Toward the end of the Bronze Age, when the mixture was in process,
there was considerable movement of peoples brought about by increased
trade, warfare and population growth. After 1200 B.C., the Bronze
Age civilizations of the eastern Mediterranean suddenly collapsed,
an event that seems to have brought about the isolation of Armenians
from other populations. No significant mixing with other peoples
after that date can be detected in the genomes of living Armenians,
the geneticists said.
The isolation was probably sustained by the many characteristic
aspects of Armenian culture. Armenians have a distinctive language and
alphabet, and the Armenian Apostolic Church was the first branch of
Christianity to become established as a state religion, in A.D. 301,
anticipating that by the Roman empire in A.D. 380.
The researchers also see a signal of genetic divergence that developed
about 500 years ago between western and eastern Armenians. The date
corresponds to the onset of wars between the Ottoman and Safavid
dynasties and the division of the Armenian population between the
Turkish and Persian empires.
“This DNA study confirms in general outline much of what we know
about Armenian history,” said Hovann Simonian, a historian of Armenia
affiliated with the University of Southern California.
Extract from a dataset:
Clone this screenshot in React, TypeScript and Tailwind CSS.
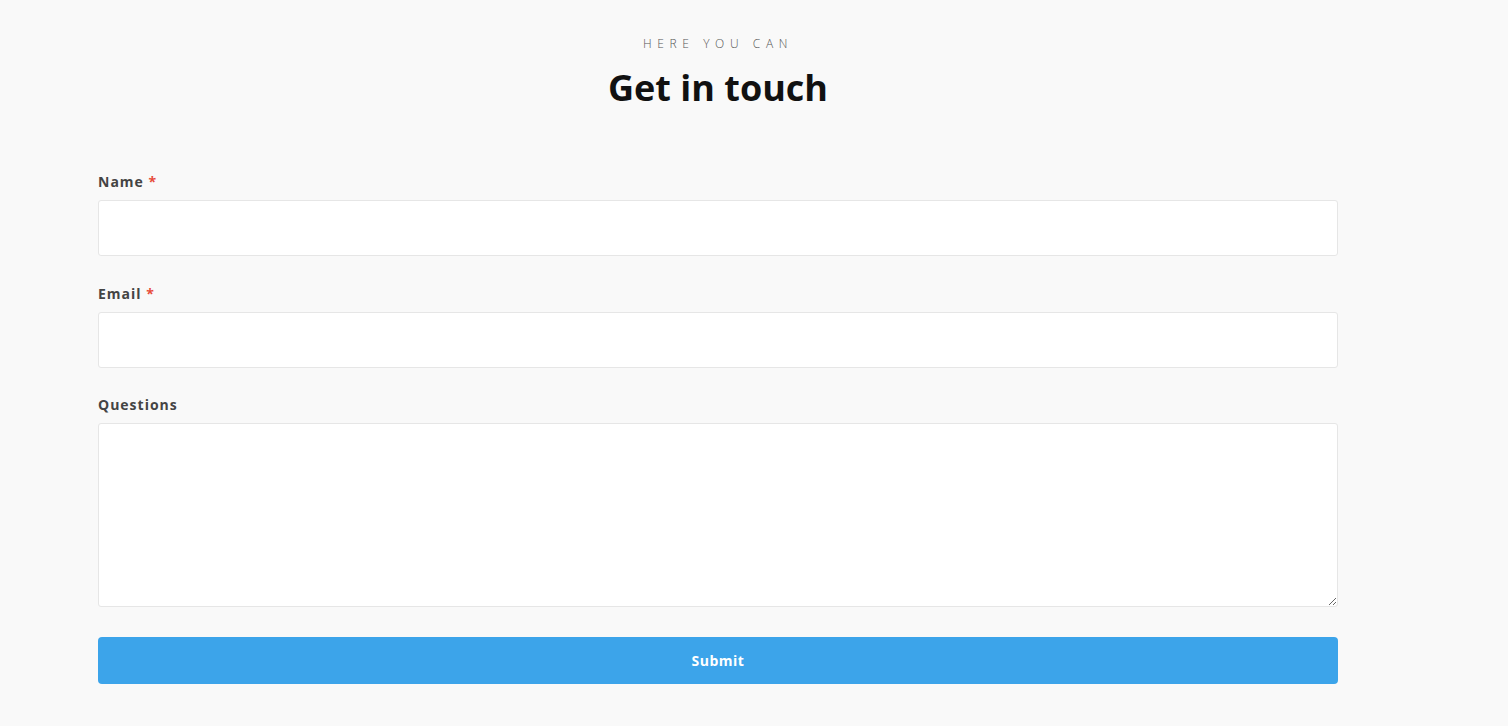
import React from "react";

export default function App() {
  const font = { fontFamily: '"Open Sans", "Noto Sans", sans-serif' };
  return (
    <div className="min-h-[726px] w-full bg-[#f9f9f9]" style={font}>
      <div className="ml-[98px] w-[1240px] pt-[36px]">
        <div className="text-center text-[12px] font-light leading-[16px] tracking-[5.6px] text-[#555]">
          HERE YOU CAN
        </div>
        <h1 className="mt-[16px] text-center text-[36px] font-bold leading-[40px] text-[#111]">
          Get in touch
        </h1>
        <form className="mt-[64px] flex flex-col">
          <label className="block text-[14px] font-bold leading-[20px] tracking-[1px] text-[#444]">
            Name <span className="text-[#e74c3c]">*</span>
          </label>
          <input className="mt-[8px] h-[56px] w-full rounded-[3px] border border-[#e6e6e6] bg-white outline-none" />
          <label className="mt-[28px] block text-[14px] font-bold leading-[20px] tracking-[1px] text-[#444]">
            Email <span className="text-[#e74c3c]">*</span>
          </label>
          <input className="mt-[8px] h-[56px] w-full rounded-[3px] border border-[#e6e6e6] bg-white outline-none" />
          <label className="mt-[27px] block text-[14px] font-bold leading-[20px] tracking-[1px] text-[#444]">
            Questions
          </label>
          <textarea className="mt-[8px] block h-[184px] w-full rounded-[3px] border border-[#e6e6e6] bg-white outline-none" />
          <button
            type="button"
            className="mt-[30px] h-[47px] w-full rounded-[4px] bg-[#3ca4ea] text-[14px] font-bold tracking-[0.5px] text-white"
          >
            Submit
          </button>
        </form>
      </div>
    </div>
  );
}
The geneticists’ team, led by Marc Haber and Chris Tyler-Smith of
the Sanger Institute, near Cambridge in England, see long-isolated
populations like that of the Armenians as a means of reconstructing
population history.
Armenians share 29 percent of their DNA ancestry with Otzi, a man
whose 5,300-year-old mummy emerged in 1991 from a melting Alpine
glacier. Other genetically isolated populations of the Near East,
like Cypriots, Sephardic Jews and Lebanese Christians, also share
a lot of ancestry with the Iceman, whereas other Near Easterners,
like Turks, Syrians and Palestinians, share less. This indicates
that the Armenians and other isolated populations are closer than
present-day inhabitants of the Near East to the Neolithic farmers
who brought agriculture to Europe about 8,000 years ago.
The geneticists’ paper was posted last month on bioRxiv, a digital
library for publishing scientific articles before they appear in
journals. Dr. Tyler-Smith, the senior author of the genetics team,
said he could not discuss their results for fear of jeopardizing
publication in a journal that he did not name.